You might think bullying is something that only children have to worry about. And with all the media attention, you might even think it’s a behavior that has waned. But let’s look at the alarming statistics. An older 2008 poll on workplace bullying found that 75% of employees reported being affected as either a target or witness. And a new 2019 Monster.com survey out this month found that nearly 94% out of 2081 employees said they had been bullied in the workplace. That’s a huge increase (19%) in the last eleven years. (Forbes, Bryan Robinson, October 2019)
Robinson encourages people to speak up and act immediately. He even lists which actions to take to protect oneself and others. But what if a corporation’s success ideology inadvertently supports bullying behaviours? Then those actions will fall on deaf ears time and again, won’t they?
When is it Business and When is it Bullying? [Snakes in Suits]Interviews with Dr. Robert (Bob) Hare and Dr. Paul Babiak, who co-authored Snakes in Suits: When Psychopaths Go to Work, provide some serious food for thought. These gentlemen estimate that from one to two percent of the general population is psychopathic in nature. Alarmingly, they find an even higher population of psychopathy within corporate environments:
“And what we find, surprisingly, was that there was a rate of 3.9% in that population of individuals that had scored high enough on the psychopathy checklist that they had hit the mark for being assessed as a psychopath.” (CBC Docs, Dr. Paul Babiak, September 2018)
What is this psychopathy checklist that Paul Babiak speaks of?

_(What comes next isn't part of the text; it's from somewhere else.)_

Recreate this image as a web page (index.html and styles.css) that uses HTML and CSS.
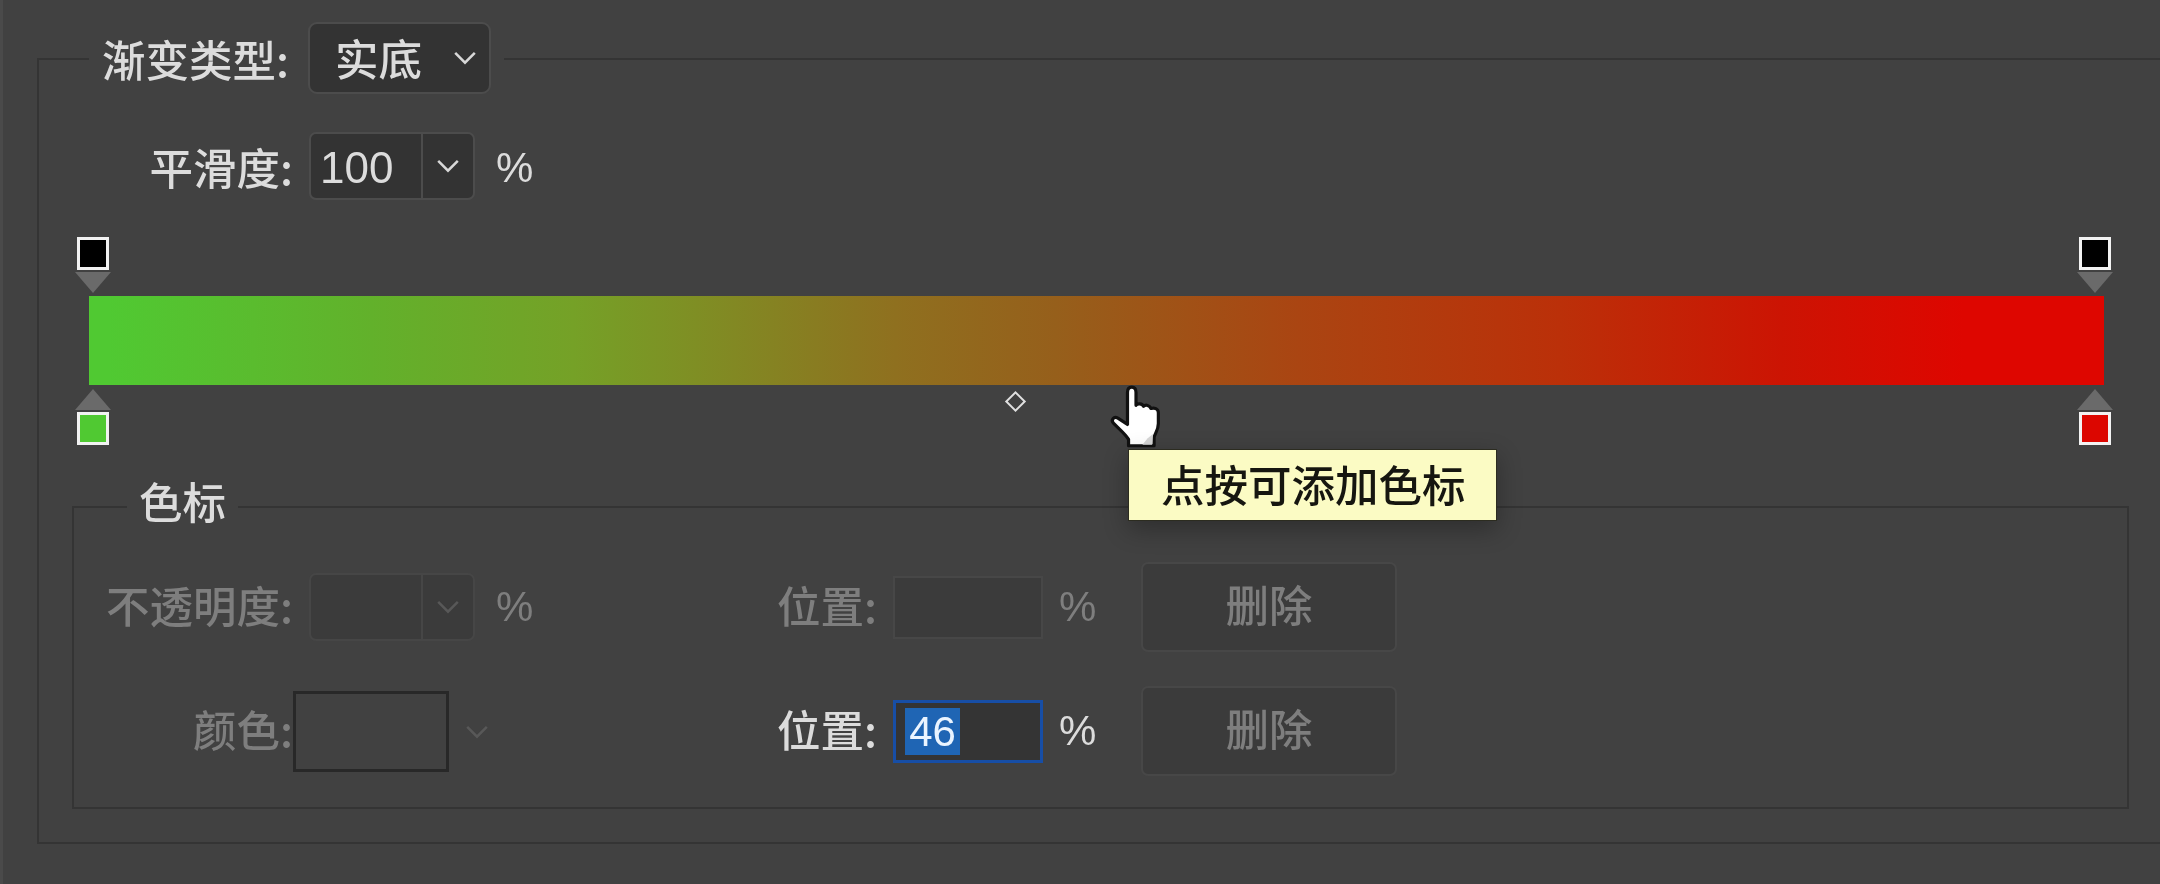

It was created by his Canadian co-author, Bob Hare—a forensic psychologist touted as being “the godfather of psychopathy” by courts and law enforcement agencies the world over. Both Hare and Babiak consider psychopaths to be society’s most dangerous individuals. This is not only because they behave like predators at the top of the food chain. It is also because they are clever chameleons who can appear normal to the rest of us. With their severe emotional detachment to anything coupled with a lack of remorse, it is easy to see how these pathological liars can infect a workplace.
Did Bank Executives Use the Psychopathy Checklist to Recruit Employees?
Bullying is traumatic. When a trauma happens in your personal life, people rally around you to help you heal. Unfortunately, more often than not, when it happens in a corporate environment, you’re expected to just get over it and get on with it. You can clearly see this mentality in a 2018 CBC Go Public article about banking employees who complained to the media about chronic bullying in their workplaces. After completing an investigation of the bullying allegations, the Financial Consumer Agency of Canada (FCAC) deputy commissioner, Brigitte Goulard, had this to say:
“The bank environment is a sales environment. … If you’re not a salesperson, perhaps working in a bank is not for you.” (CBC Go Public, Brigitte Goulard, April 2018)
According to Clive Boddy, a Professor of Leadership & Organizational Behaviour, this attitude is common within the financial sector. In fact, some bank executives took it a frightening step further a while back.
“Modern business is a perfect environment for [psychopaths] because it enables them to achieve the desires that they want in terms of money, in terms of controlling other people, in terms of gaining power and prestige, of course.” British professor and author, Clive Boddy, believes psychopathic behaviour was largely responsible for the global financial crisis. … Boddy says investment deals were so complex, even the brokers didn’t understand them. “You ask yourself: what kind of people would sell a product that they don’t understand and can’t properly price? You’d have to be without conscience—wouldn’t you?—to sell that kind of thing.”
…And Clive Boddy saw it all coming. A few years before the financial collapse, he began hearing that some bank executives went so far as to use Bob Hare’s psychopath checklist to recruit employees. “Presumably, that was because they thought those new employees would be cutthroat and ruthless towards their competitors. The danger, of course, is that they are cutthroat and ruthless towards the bank that employs them, as well. It’s like saying criminals are good at guarding Fort Knox, guarding the gold, guarding the crown jewels. The outcome would be inevitable. The gold would go missing. The jewels would be stolen. … If the system has been corrupted by the presence of corporate psychopaths, then the best thing to do is to get those people out of there rather than hope that the problem will go away on its own. Because it won’t.” (CBC Docs, Clive Boddy, September 2018)
Clearly, we all need to take a pause and rethink our society’s success ideology. When is it business and when is it bullying? And who exactly should be calling those shots in the workplace?
Workplace Bullying Can Affect the Bottom Line
For those who value money and power above all else—who are not swayed by the plight of others who are bullied in the workplace—I will appeal to your thinking from a different angle. When you place economy ahead of integrity, that economy will only sustain itself for so long. Employees and the public will begin to see through the deception. They’ll start complaining. First in small numbers. Then those numbers will grow larger and larger until a domino effect takes place that ultimately causes a recession … possibly even another stock market crash.
You need to care for the mental and physical health of your people first. Then they will take care of you.